F.D.T. Un'ultima domanda, un po’ più generale sul lavoro del Conservation Scientist. Il Laboratorio Arvedi presso il Museo del Violino rappresenta un esempio virtuoso del felice matrimonio tra scienza e Beni Culturali ed è ciò che dovrebbe accadere in tutte le realtà del territorio Italiano. Questa “macchina” funziona, immagino, grazie alla collaborazione di figure differenti (ricercatori, liutai, restauratori, responsabili del museo): secondo te questo “Modello Cremona” può essere effettivamente esportato in altre realtà? Se sì, con quali attività si può divulgare il lavoro dello scienziato della conservazione per far sì che il nostro lavoro sia valorizzato e considerato fondamentale per la società contemporanea?

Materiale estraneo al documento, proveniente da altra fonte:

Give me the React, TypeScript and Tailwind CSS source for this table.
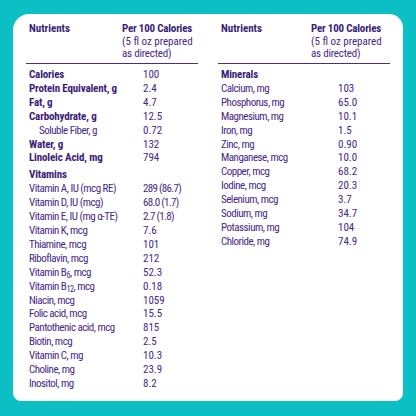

G.F. Come dici tu, il sistema funziona perchè il lavoro è focalizzato su un interesse comune: gli strumenti musicali! Cremona possiede un “saper-fare” lungo ormai quasi 400 anni anche se, purtroppo, ne ha dimenticato la parte fondamentale per quasi un secolo, quella che coinvolge la tradizione di Stradivari e dei suoi maestri. Tutte le parti in causa, che hai già citato, stanno lavorando verso la riscoperta di quelle tradizioni ormai conosciute solo in parte e noi, per farlo, ci mettiamo l’approccio scientifico. Siamo 4 ricercatori (Tommaso Rovetta, Claudia Invernizzi e Michela Albano, oltre a me), coordinati dal Professor Malagodi, tutti laureati in Tecnologie per i Beni Culturali (LM-11) in città diverse (io a Torino!) e ognuno di noi sta maturando negli anni un’esperienza rivolta alla conoscenza di questi oggetti bellissimi e alla capacità di sviluppare un percorso realmente multi-disciplinare che si intreccia con le altre realtà del “Modello Cremona”. La comunicazione tra figure professionali così diverse non è affatto scontata, ma si impara a conoscersi e a capirsi (o almeno, ce la faremo!). Credo possa essere un sistema virtuoso, esportabile in ogni realtà che vuole (e ha le risorse culturali e materiali) valorizzare i Beni Culturali legati al suo territorio. In questo momento, il ruolo del Conservation Scientist (partendo quasi da zero) sta lentamente crescendo anche grazie a gruppi di giovani ricercatori ed esperti di diagnostica che vogliono (giustamente!) farne una professione mettendoci la faccia. Ritengo che lavorare bene (avendone la possibilità!), nella direzione tracciata da alcuni anni, sia la miglior pubblicità per questa splendida professione e il modo migliore per sancire definitivamente la necessità di una figura lavorativa che possa riunire le nostre competenze. Sperando che qualcuno se ne accorga!
Il gruppo di ricerca del Laboratorio Arvedi di Diagnostica Non-Invasiva capitanato dal Prof. Malagodi. |
F.D.T. Caro Giacomo, ti ringrazio a nome del team di RCH per averci dato la possibilità di parlare di questi studi interessantissimi e che certamente meritano una ampia diffusione. Auguriamo buon lavoro a te e a tutto il gruppo del Laboratorio Arvedi!
G.F. Grazie a te e a tutto il team di “researchers”!